**Instruction:**
Only lines with the word "page" are needed; collect each of them from the listing below.

**Given material:**

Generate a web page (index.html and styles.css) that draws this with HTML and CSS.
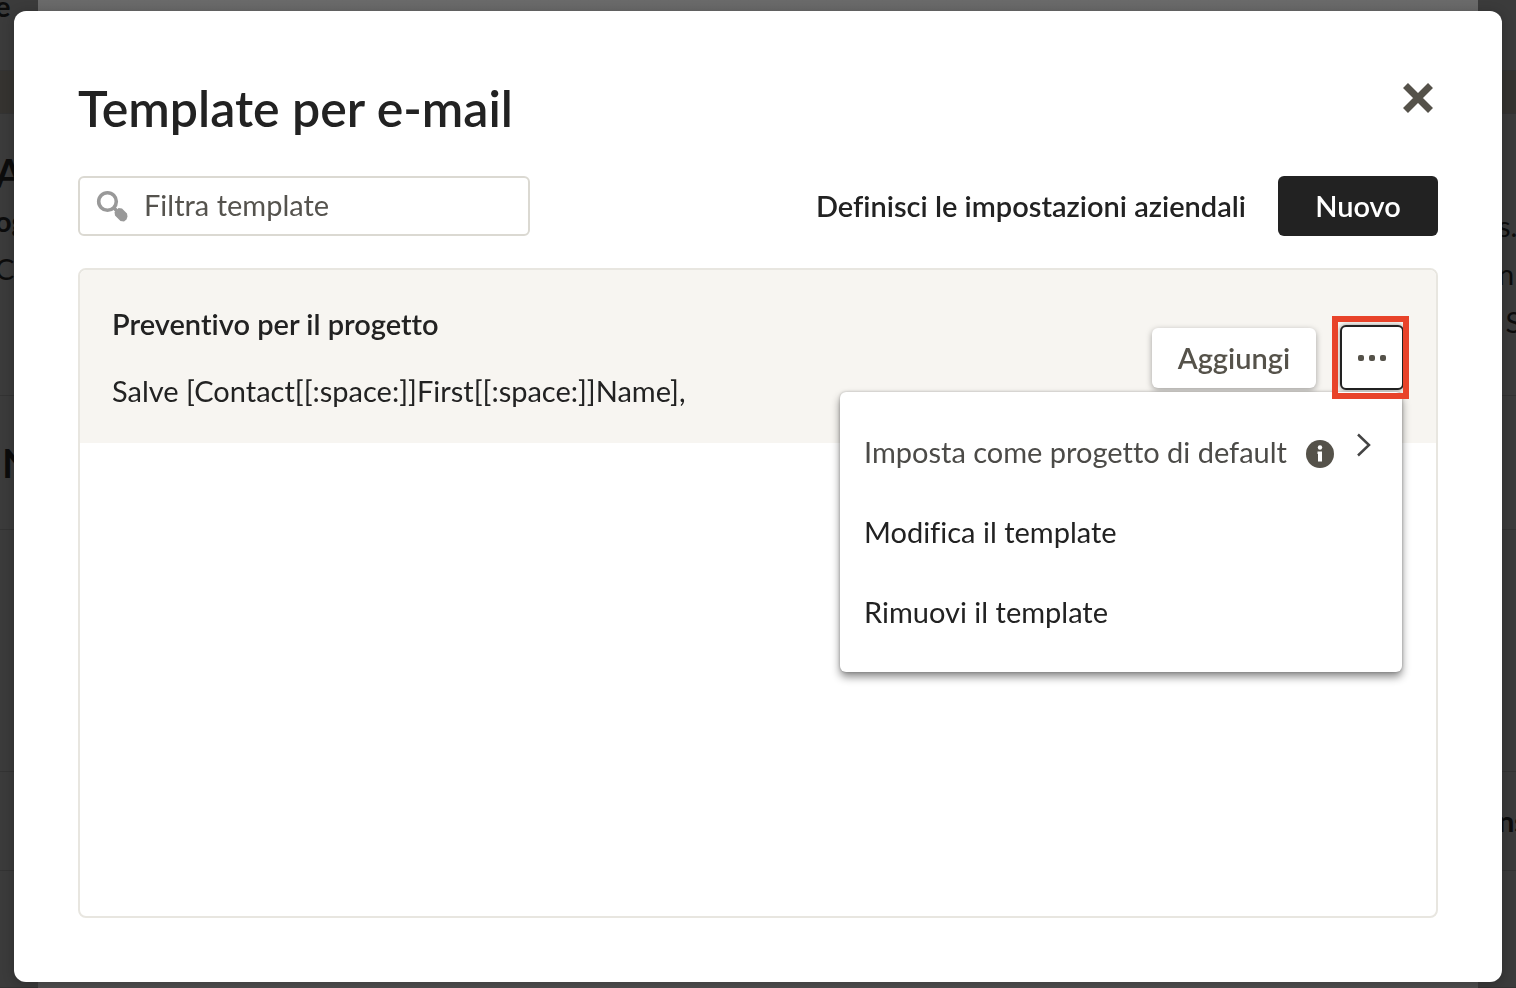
FILE: index.html
```
<!DOCTYPE html>
<html lang="it">
<head>
	<meta charset="utf-8">
	<title>Template per e-mail</title>
	<link rel="stylesheet" href="styles.css">
</head>

<body>

<div class="page" aria-hidden="true">
	<div class="side side_left">
		<div class="row row_top"><b>e</b></div>
		<div class="row row_band"></div>
		<div class="row row_intro">
			<b class="big">A</b>
			<b>og</b>
			<span>C</span>
		</div>
		<div class="row row_name"><b class="big">N</b></div>
		<div class="row row_body"></div>
		<div class="row row_terms"></div>
		<div class="row row_rest"></div>
	</div>
	<div class="middle"></div>
	<div class="side side_right">
		<div class="row row_top"></div>
		<div class="row row_band"></div>
		<div class="row row_intro">
			<span>s.</span>
			<span>n</span>
			<span>&nbsp;S</span>
		</div>
		<div class="row row_name"></div>
		<div class="row row_body"></div>
		<div class="row row_terms"><b>ns</b></div>
		<div class="row row_rest"></div>
	</div>
</div>

<div class="overlay">
<div class="dialog" role="dialog" aria-labelledby="dialog_title">
	<div class="dialog_head">
		<h1 id="dialog_title">Template per e-mail</h1>
		<button class="btn_close" type="button" aria-label="Chiudi">
			<svg width="32" height="32" viewBox="0 0 32 32"><path d="M3.5 3.5l25 25M28.500 3.500l-25 25" stroke="#55524a" stroke-width="7"/></svg>
		</button>
	</div>

	<div class="toolbar">
		<label class="search">
			<svg width="32" height="32" viewBox="0 0 32 32" fill="none" stroke="#999" aria-hidden="true">
				<circle cx="11.500" cy="11.500" r="8.800" stroke-width="3.600"/>
				<path d="M17.500 17.500l5 5" stroke-width="3.500"/>
				<path d="M18.500 22l2-1.500 2-2.500 3.500.5 5 5 .500 3-1 3-2.500 2-3.500-.5-5.500-5.500z" fill="#999" stroke="none"/>
			</svg>
			<input type="text" placeholder="Filtra template" aria-label="Filtra template">
		</label>
		<a class="link_company" href="#">Definisci le impostazioni aziendali</a>
		<button class="btn_new" type="button">Nuovo</button>
	</div>

	<div class="list">
		<div class="item">
			<div class="item_text">
				<h2>Preventivo per il progetto</h2>
				<p>Salve [Contact[[:space:]]First[[:space:]]Name],</p>
			</div>
			<div class="item_actions">
				<button class="btn_add" type="button">Aggiungi</button>
				<div class="more">
					<button class="btn_more" type="button" aria-label="Altre azioni" aria-expanded="true">
						<svg width="28" height="6" viewBox="0 0 28 6" fill="#55524a"><rect width="6" height="6" rx="2"/><rect x="11" width="6" height="6" rx="2"/><rect x="22" width="6" height="6" rx="2"/></svg>
					</button>
					<div class="menu">
						<button class="menu_item menu_default" type="button">
							<span>Imposta come progetto di default</span>
							<svg class="ico_info" width="28" height="28" viewBox="0 0 28 28"><circle cx="14" cy="14" r="14" fill="#55524a"/><circle cx="14" cy="7.500" r="2.200" fill="#fff"/><path d="M11.500 11.500h4.500v10h-4v-7.500h-.5z" fill="#fff"/></svg>
							<svg class="ico_next" width="16" height="24" viewBox="0 0 16 24" fill="none" stroke="#444" stroke-width="2.500"><path d="M2 1.500l11 10.500-11 10.500"/></svg>
						</button>
						<button class="menu_item" type="button">Modifica il template</button>
						<button class="menu_item" type="button">Rimuovi il template</button>
					</div>
					<div class="highlight"></div>
				</div>
			</div>
		</div>
	</div>
</div>
</div>

</body>
</html>
```
FILE: styles.css
```
* {
	box-sizing: border-box;
}

body {
	margin: 0;
	background-color: #3b3b3b;
	color: #222;
	font-family: Lato, "Liberation Sans", sans-serif;
	font-size: 29px;
	font-variant-ligatures: none;
	line-height: 40px;
}

button, input {
	font: inherit;
	font-variant-ligatures: none;
	color: inherit;
}

button {
	padding: 0;
	border: none;
	background: none;
	cursor: pointer;
}

svg {
	display: block;
	flex: none;
}

/* page behind the dialog */
.page {
	display: flex;
	height: 100vh;
	overflow: hidden;
	color: #0c0c0c;
}

.side {
	display: flex;
	flex-direction: column;
	width: 38px;
}

.side_left {
	text-indent: -5px;
}

.side_right .row {
	padding-left: 20px;
}

.middle {
	flex: 1;
	background: linear-gradient(#6a6a6a, #505050);
}

.row {
	flex: none;
	border-bottom: 1px solid #333;
	white-space: nowrap;
}

.row b, .row span {
	display: block;
	height: 48px;
	line-height: 48px;
}

.row .big {
	font-size: 40px;
}

.row_top {
	height: 71px;
}
.row_top b {
	margin-top: -18px;
}
.row_band {
	height: 43px;
	background-color: #353330;
}
.row_intro {
	height: 282px;
	padding-top: 35px;
}
.side_right .row_intro {
	padding-top: 88px;
}
.row_name {
	height: 134px;
	padding-top: 43px;
	text-indent: 2px;
}
.row_body {
	height: 242px;
}
.row_terms {
	height: 99px;
	padding-top: 25px;
}
.row_rest {
	flex: 1;
}

.overlay {
	position: fixed;
	inset: 0;
	display: flex;
	padding: 11px 14px 6px;
}

.dialog {
	display: flex;
	flex: 1;
	flex-direction: column;
	padding: 64px;
	border-radius: 12px;
	background-color: #fff;
	box-shadow: 0 2px 12px rgba(0, 0, 0, .25);
}

.dialog_head {
	display: flex;
	justify-content: space-between;
	align-items: flex-start;
	margin-bottom: 34px;
}

.dialog_head h1 {
	margin: 0;
	font-size: 50px;
	font-weight: 600;
	line-height: 67px;
}

.btn_close {
	padding: 7px 4px;
}

.toolbar {
	display: flex;
	align-items: center;
	gap: 32px;
	margin-bottom: 32px;
}

.search {
	display: flex;
	align-items: center;
	gap: 16px;
	width: 452px;
	height: 60px;
	margin-right: auto;
	padding: 0 16px;
	border: 2px solid #dbd9d2;
	border-radius: 6px;
}

.search input {
	flex: 1;
	min-width: 0;
	padding: 0 0 2px;
	border: none;
	outline: none;
	background: none;
}

.search input::placeholder {
	color: #55534e;
	opacity: 1;
}

.link_company {
	color: #222;
	font-weight: 600;
	text-decoration: none;
}

.btn_new {
	width: 160px;
	height: 60px;
	border-radius: 6px;
	background-color: #222;
	color: #fff;
	font-weight: 600;
}

.list {
	flex: 1;
	border: 2px solid #e8e6e0;
	border-radius: 8px;
}

.item {
	display: flex;
	justify-content: space-between;
	padding: 34px 32px 32px;
	border-radius: 6px 6px 0 0;
	background-color: #f7f5f1;
}

.item h2 {
	margin: 0 0 27px;
	font-size: 29px;
	font-weight: 600;
	line-height: 40px;
}

.item p {
	margin: 0;
}

.item_actions {
	display: flex;
	align-items: center;
	align-self: flex-start;
	gap: 24px;
	padding-top: 21px;
}

.btn_add {
	width: 164px;
	height: 60px;
	border-radius: 6px;
	background-color: #fff;
	box-shadow: 0 2px 6px rgba(0, 0, 0, .35);
	color: #55524a;
	font-weight: 600;
}

.more {
	position: relative;
}

.btn_more {
	display: flex;
	align-items: center;
	justify-content: center;
	width: 64px;
	height: 65px;
	border: 2px solid #222;
	border-radius: 6px;
	background-color: #fff;
	box-shadow: 0 0 4px rgba(0, 0, 0, .4);
}

.menu {
	position: absolute;
	top: 67px;
	right: 2px;
	width: 562px;
	padding: 20px 0;
	border-radius: 6px;
	background-color: #fff;
	box-shadow: 0 5px 8px rgba(0, 0, 0, .45), 0 0 3px rgba(0, 0, 0, .25);
}

.menu_item {
	display: flex;
	align-items: center;
	width: 100%;
	height: 80px;
	padding: 0 24px;
	text-align: left;
}

.menu_default {
	color: #4c4b48;
}

.ico_info {
	margin: 4px 0 0 auto;
}

.ico_next {
	margin: 0 6px 14px 22px;
}

/* red frame round the open menu button */
.highlight {
	position: absolute;
	inset: -9px -5px -9px -8px;
	border: 6px solid #e8432a;
	pointer-events: none;
}
```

**Result:**
Generate a web page (index.html and styles.css) that draws this with HTML and CSS.
<div class="page" aria-hidden="true">
/* page behind the dialog */
.page {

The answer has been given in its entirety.